Dans la loge où Nicolas Sarkozy se prépare, je retrouve un adolescent en plein âge ingrat, renfrogné et taciturne, qui répond à toutes les tentatives de son père pour l’amadouer par un « C’est nul » typique des ados de son âge. Après tout, peut-être est-ce salutaire à cet âge de s’émanciper de son père, surtout quand celui-ci est président de la République. C’est un aspect méconnu et sympathique de la personnalité de Nicolas Sarkozy que ce profond attachement à sa famille, et tout particulièrement à ses enfants. Il se comporte en véritable chef d’une vaste tribu, en pater familias protecteur et bienveillant.
Je me souviens d’avoir passé un grand moment avec lui à Bercy, un dimanche de 2004, dans son bureau de ministre des Finances. Il vaquait aux affaires de l’État tout en surveillant ses fils Pierre et Jean, qui faisaient leurs devoirs.
Aujourd’hui, et cela me rassure, le candidat paraît avoir repris des forces et retrouvé cette vitalité qui le caractérise, même si un stress bien compréhensible émane de lui.

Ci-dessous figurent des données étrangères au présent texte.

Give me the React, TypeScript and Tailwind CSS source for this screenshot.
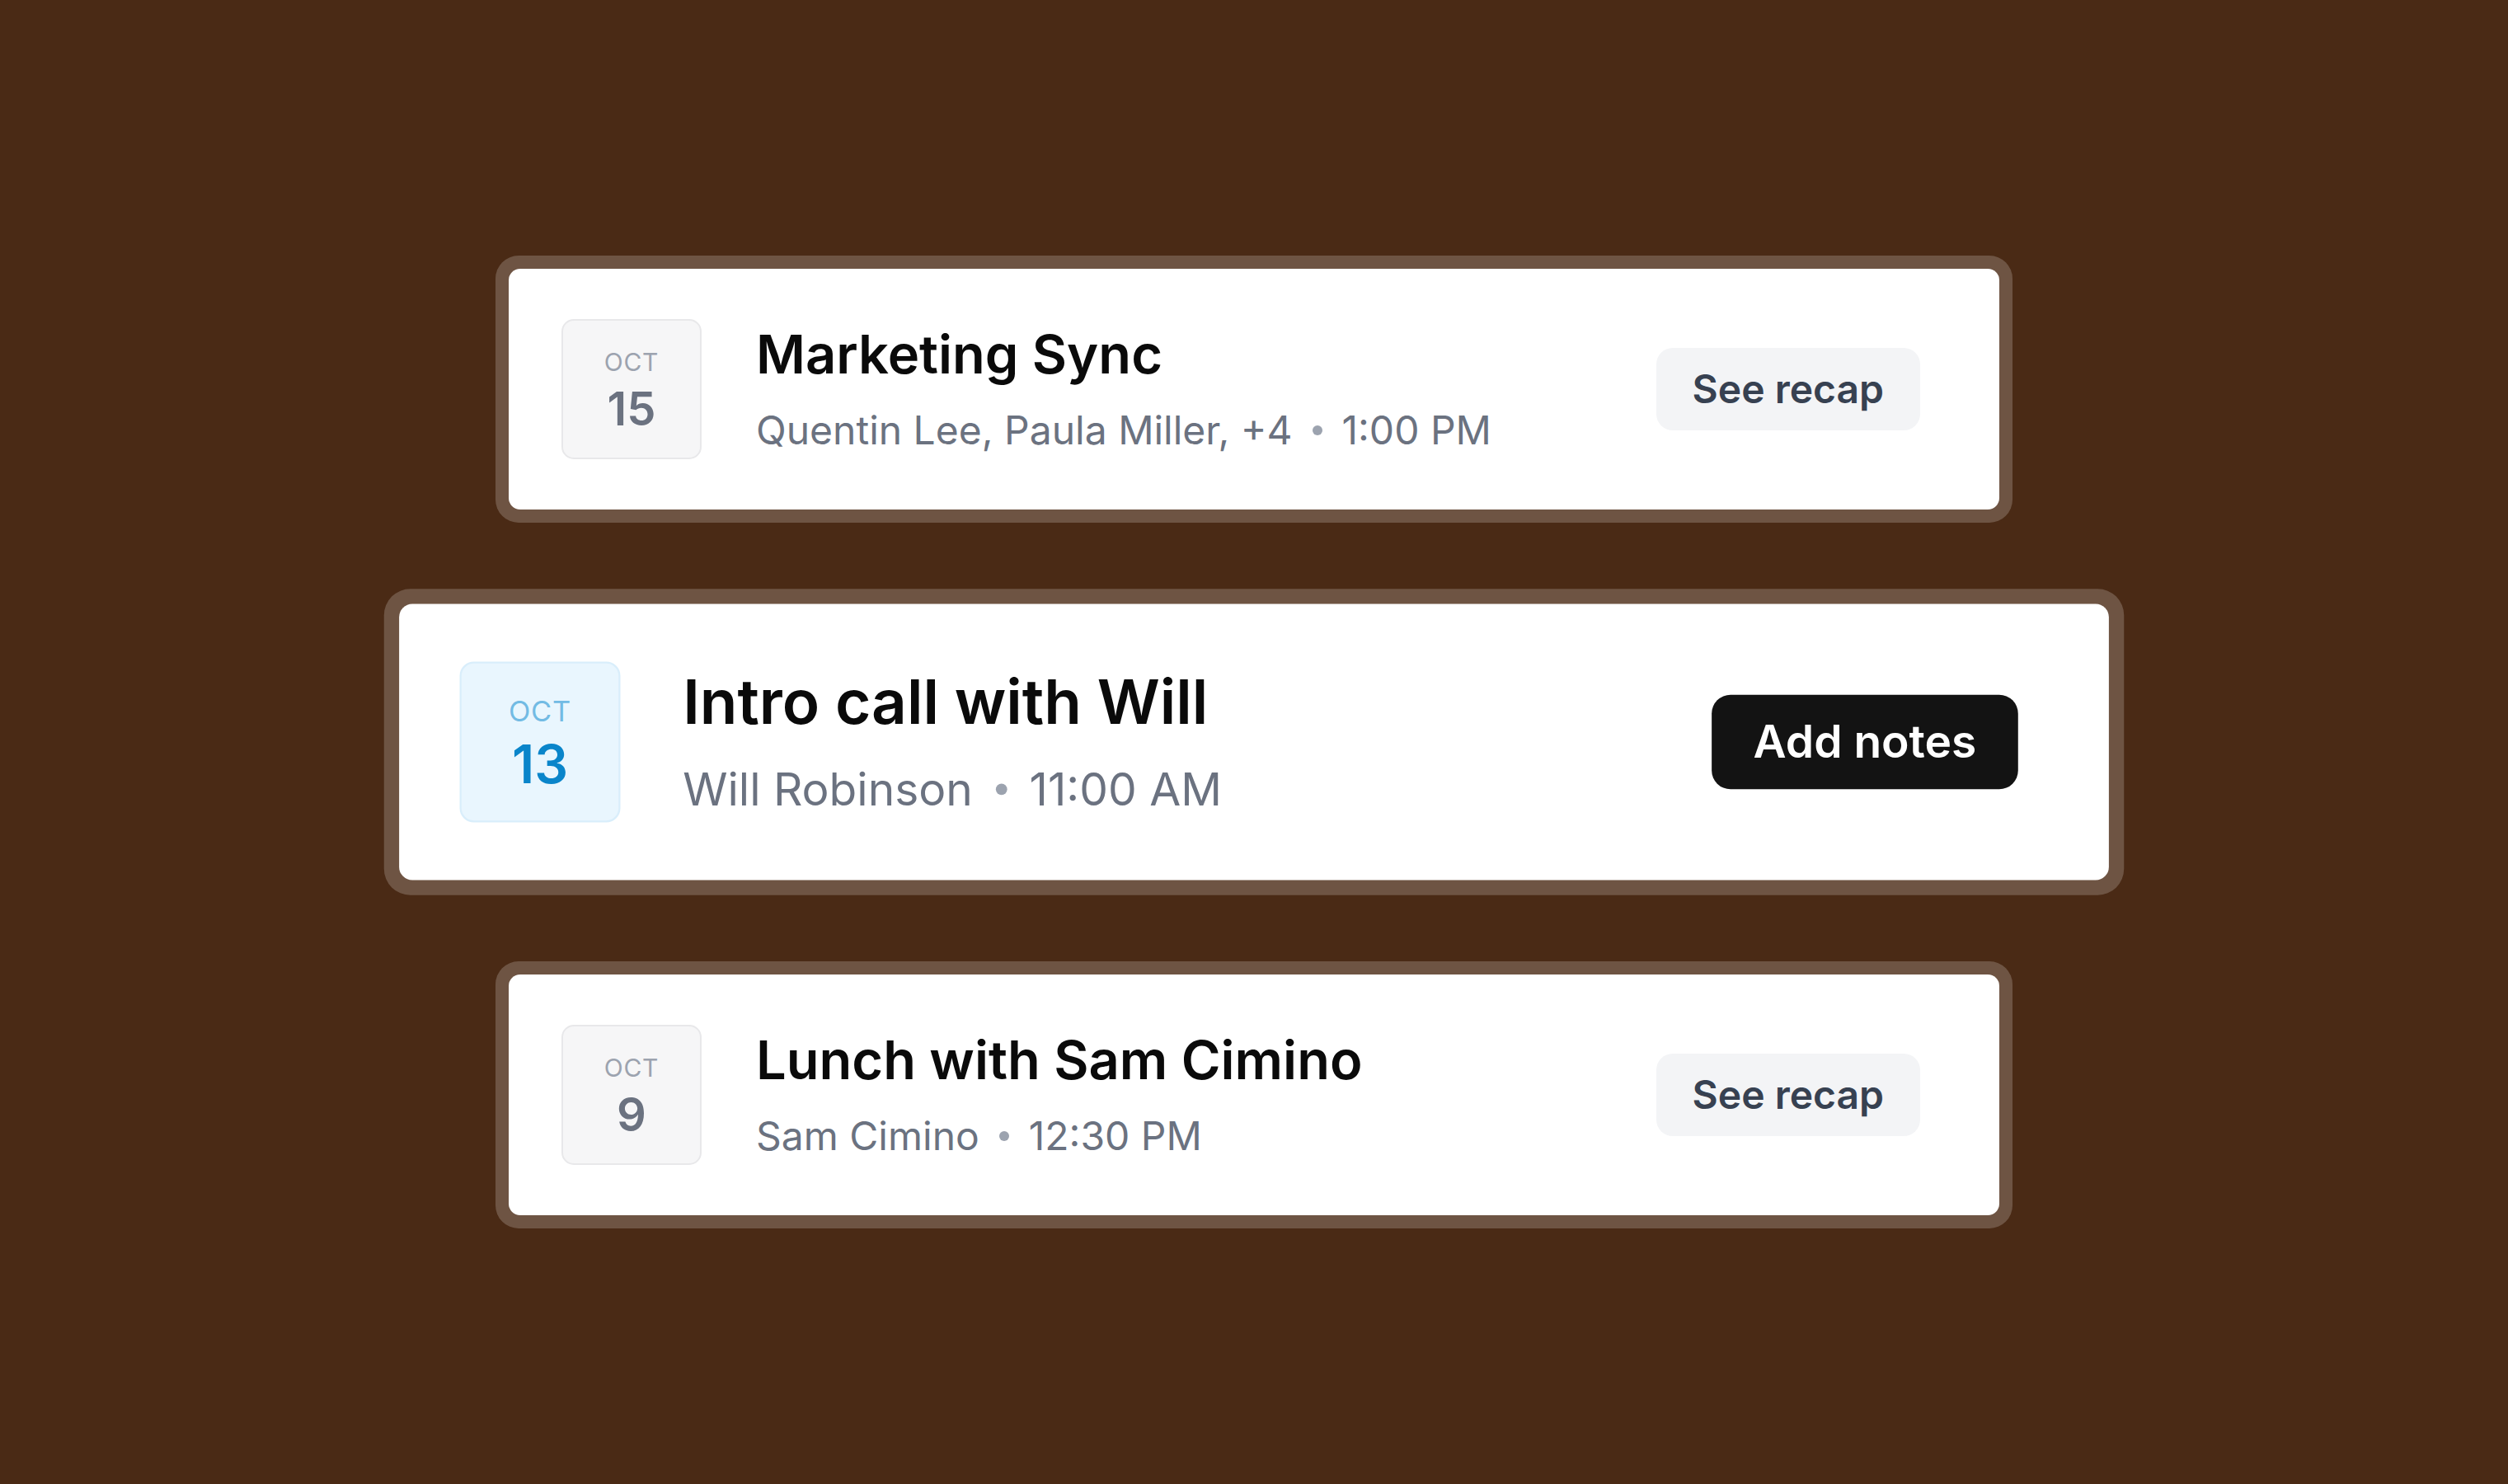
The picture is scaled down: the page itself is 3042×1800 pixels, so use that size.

Conséquence inévitable d’une campagne électorale, il s’est légèrement empâté. Je remarque que sur le buffet sont disposées les friandises dont il raffole. Il est entré dans une phase où il se comporte comme un athlète qui court dans son couloir en jetant toutes ses forces dans la compétition sans se soucier de ce qui se passe sur les autres lignes.
Nous commençons à y voir clair sur le deuxième tour : il se fera entre les candidats du PS et de l’UMP, mais, hélas, même si les experts nous indiquent la fragilité des sondages de deuxième tour réalisés avant le scrutin du premier tour, les résultats sont concordants et l’écart en faveur de François Hollande est trop important pour que cela ne soit pas significatif. En revanche, les inconnues du premier tour sont de taille. Qui virera en tête le 22 avril ? La dynamique sera alors de son côté. Qui sera le troisième « homme » de ce combat ? La bataille fait rage entre Jean-Luc Mélenchon, Marine Le Pen et François Bayrou.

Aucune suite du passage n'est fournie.